The College had surpassed its first half-century and was emerging from the civil unrest of the 1960s and short-lived tenure of its fifth president, Alfonse R. Miele, when Dr. Thomas Manion became president. The Board of Trustees had grown to include a range of lay professionals. Saint Rose was now navigating an identity as an independent college with a religious tradition.

Male students blended in. Academic programs were expanding. And new approaches to teaching, learning, and enjoying campus life were on the minds of students, faculty, and administrators.

Manion, provost at Bryant College in Rhode Island, was named the sixth president (and second lay president) in the summer of 1973. A New England native, he earned his Ph.D. in economics from Clark University. Among other priorities as the new Saint Rose president: a campaign to add and update facilities.

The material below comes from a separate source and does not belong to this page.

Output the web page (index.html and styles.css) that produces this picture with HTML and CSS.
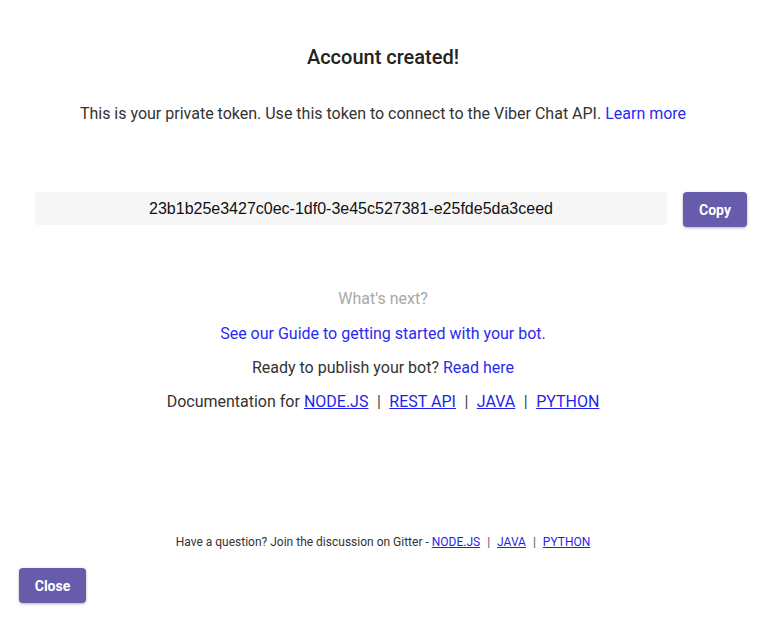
FILE: index.html
```html
<!DOCTYPE html>
<html>
<head>
<meta charset="utf-8">
<link rel="stylesheet" href="styles.css">
</head>
<body>
<div class="page">
  <h1 class="title">Account created!</h1>
  <p class="intro">This is your private token. Use this token to connect to the Viber Chat API. <a class="link" href="#">Learn more</a></p>
  <div class="token-row">
    <div class="token">23b1b25e3427c0ec-1df0-3e45c527381-e25fde5da3ceed</div>
    <button class="btn copy">Copy</button>
  </div>
  <div class="next">
    <p class="next-title">What's next?</p>
    <p class="line first"><a class="link" href="#">See our Guide to getting started with your bot.</a></p>
    <p class="line">Ready to publish your bot? <a class="link" href="#">Read here</a></p>
    <p class="line">Documentation for <a class="ulink" href="#">NODE.JS</a><span class="sep">|</span><a class="ulink" href="#">REST API</a><span class="sep">|</span><a class="ulink" href="#">JAVA</a><span class="sep">|</span><a class="ulink" href="#">PYTHON</a></p>
  </div>
  <p class="footer">Have a question? Join the discussion on Gitter - <a class="ulink" href="#">NODE.JS</a><span class="sep small">|</span><a class="ulink" href="#">JAVA</a><span class="sep small">|</span><a class="ulink" href="#">PYTHON</a></p>
  <div class="actions">
    <button class="btn close">Close</button>
  </div>
</div>
</body>
</html>
```

FILE: styles.css
```css
html, body {
  margin: 0;
  padding: 0;
  background: #ffffff;
}
body {
  font-family: Roboto, "Noto Sans", Arial, sans-serif;
  color: #333333;
}
.page {
  width: 766px;
  height: 618px;
  box-sizing: border-box;
  padding: 44px 19px 0 19px;
  display: flex;
  flex-direction: column;
}
.title {
  margin: 0;
  text-align: center;
  font-size: 20px;
  font-weight: 500;
  line-height: 26px;
  color: #222222;
}
.intro {
  margin: 34px 0 0 0;
  text-align: center;
  font-size: 16px;
  line-height: 20px;
  color: #333333;
}
.link {
  color: #2b2bf0;
  text-decoration: none;
}
.ulink {
  color: #1f1fee;
  text-decoration: underline;
}
.token-row {
  margin: 68px 0 0 16px;
  display: flex;
  align-items: flex-start;
  gap: 16px;
}
.token {
  width: 632px;
  height: 33px;
  background: #f7f6f7;
  border-radius: 2px;
  font-family: "Liberation Sans", Arial, sans-serif;
  font-size: 16px;
  line-height: 33px;
  text-align: center;
  color: #111111;
  white-space: nowrap;
  overflow: hidden;
}
.btn {
  border: none;
  background: #665cab;
  color: #ffffff;
  font-family: Roboto, Arial, sans-serif;
  font-weight: 700;
  font-size: 14px;
  border-radius: 4px;
  box-shadow: 0 1px 3px rgba(0,0,0,0.3);
  padding: 0;
  cursor: pointer;
}
.copy {
  width: 64px;
  height: 35px;
}
.next {
  margin-top: 62px;
  text-align: center;
}
.next p {
  margin: 0;
  font-size: 16px;
  line-height: 20px;
}
.next-title {
  color: #a8a8a8;
}
.next .line {
  margin-top: 14px;
  color: #333333;
}
.next .line.first {
  margin-top: 15px;
}
.sep {
  margin: 0 8.5px;
  color: #444444;
}
.footer {
  margin: 122px 0 0 0;
  text-align: center;
  font-size: 12px;
  line-height: 16px;
  color: #333333;
}
.sep.small {
  margin: 0 7px;
  color: #555555;
}
.actions {
  margin-top: 18px;
}
.close {
  width: 67px;
  height: 35px;
}
```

A beloved leader known as both a delegator and motivator, Manion, and his wife, Maureen, regularly opened their Delmar home for campus events. He worked closely with business leaders, including KeyCorp Chief Executive Victor Riley Jr., who chaired the Saint Rose Board of Trustees.

His tenure brought the Activities Center (later Events and Athletics Center), Alumni Hall, the homey-looking Riley, Carondelet, and Cavanaugh halls, and the expansion of what would be named the Neil Hellman Library. Picotte Hall was acquired for the art program.

By the time Manion left after a decade to become president of St. Norbert’s College in De Pere, Wisconsin, Saint Rose enrollment had grown from 860 to 1,150. The faculty expanded from 24 to 105, graduate programs were introduced, alumni giving rose significantly, 200 evening classes were introduced, and the budget increased from $3 million to $11 million.

Manion returned to campus in 1998 to accept an honorary degree and give the commencement address.

Today, The Thomas A. Manion Distinguished Faculty Award still honors a faculty member in recognition of excellence in teaching, outstanding professional accomplishment, and concern for the students demonstrated by influencing their personal and professional lives.